An unusual aspect of the show is that four real audience members are invited on stage to compete in the spelling bee alongside the six young characters. During the 2005 Tony Awards, former presidential candidate Al Sharpton competed. Another amusing aspect of the show is that the official pronouncer, usually an improv comedian, provides ridiculous usage-in-a-sentence examples when asked to use words in a sentence. At some shows, adult-only audiences (over age 16) are invited for "Parent-Teacher Conferences"  also known as "adult night at the Bee". These performances are peppered with sexual references and profanity inspired by R-rated ad-libs made during rehearsals.

The Broadway cast album was released on May 31, 2005, and is available from Ghostlight Records, an imprint of Sh-K-Boom Records. The original Broadway cast recording was nominated for a Grammy Award.

In April 2021, a Disney film adaptation was announced to be in the works.

On January 25, 2023, the school board for Cardinal Local School District in Ohio halted a student production of the musical on the grounds that it was "vulgar."
The Cardinal School District denied their decision was made because the musical depicts two gay characters.
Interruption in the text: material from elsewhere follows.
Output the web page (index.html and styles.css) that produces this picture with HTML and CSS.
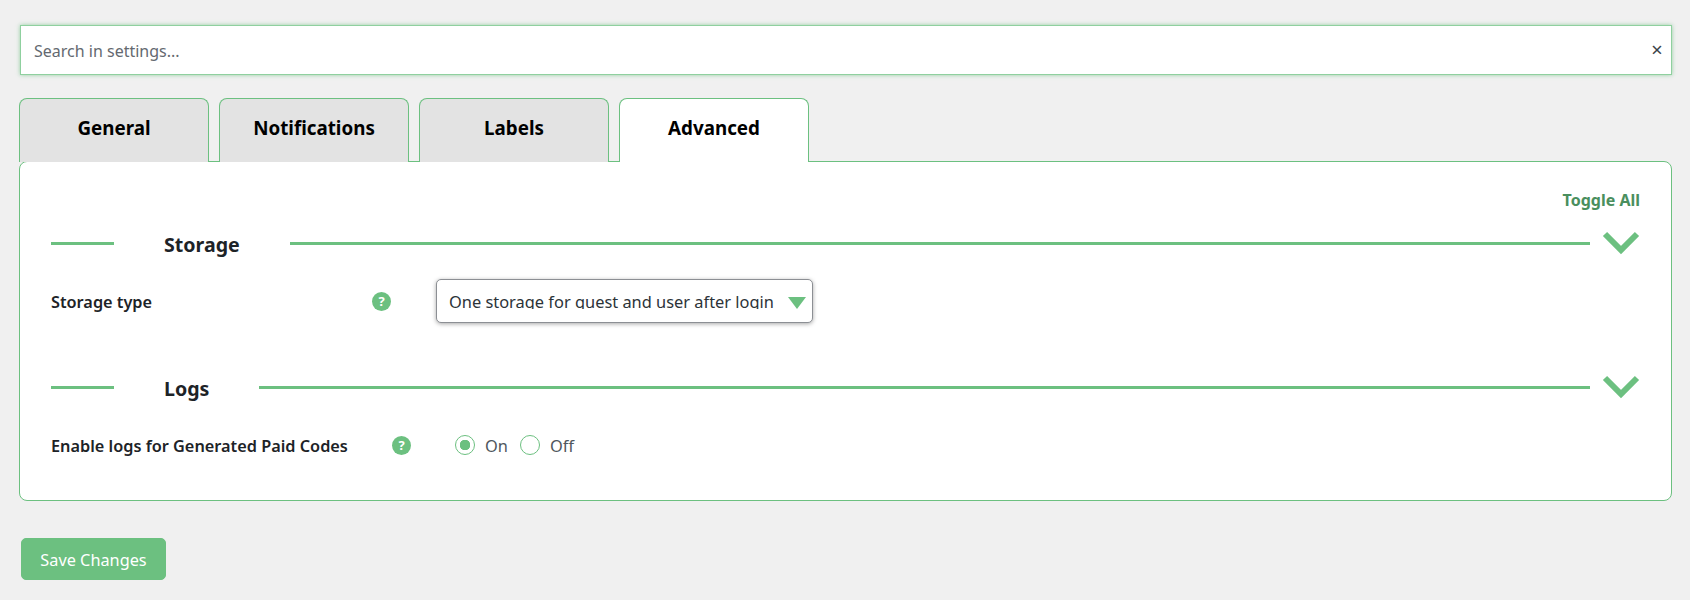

Background and original productions
The musical was based upon C-R-E-P-U-S-C-U-L-E, an original improvisational play created by Rebecca Feldman and performed by The Farm, a New-York-based improvisational comedy troupe. Sarah Saltzberg, Wendy Wasserstein's weekend nanny, was in the original production, and Wasserstein recommended that Finn see the show. Finn brought Rachel Sheinkin on board, and they worked together with Feldman to transform "C-R-E-P-U-S-C-U-L-E" into a scripted full-length musical.

Spelling Bee was workshopped and developed at the Barrington Stage Company (BSC), Massachusetts, where Julianne Boyd is the Artistic Director, in two different stages. In February 2004, a workshop was done in which a first act and parts of a second act were created – this stage of the process was directed by Michael Barakiva and Feldman. The script was fleshed out and the show was given a fuller production in July 2004, directed by Feldman and Michael Unger. Dan Knechtges choreographed the workshop, summer productions, and the Broadway production. Dana Harrel produced both productions as the Producer of Stage II at BSC. Several cast members, Dan Fogler, Jay Reiss, and Sarah Saltzberg remained from C-R-E-P-U-S-C-U-L-E. Robb Sapp (later replaced by Jose Llana when Sapp moved on to Wicked), Dashiell Eaves (replaced by Derrick Baskin), Jesse Tyler Ferguson, Celia Keenan-Bolger (joined as Olive Ostrovsky in the summer), Lisa Howard, and Deborah S. Craig were added to the cast, and a full script was created.

The musical opened Off-Broadway at the Second Stage Theatre on January 11, 2005 in previews, officially on February 7, 2005, and closed on March 20, 2005. The production won several awards, among them the 2005 Lucille Lortel Awards, Outstanding Musical and 2005 Drama Desk Awards, Outstanding Ensemble Performance.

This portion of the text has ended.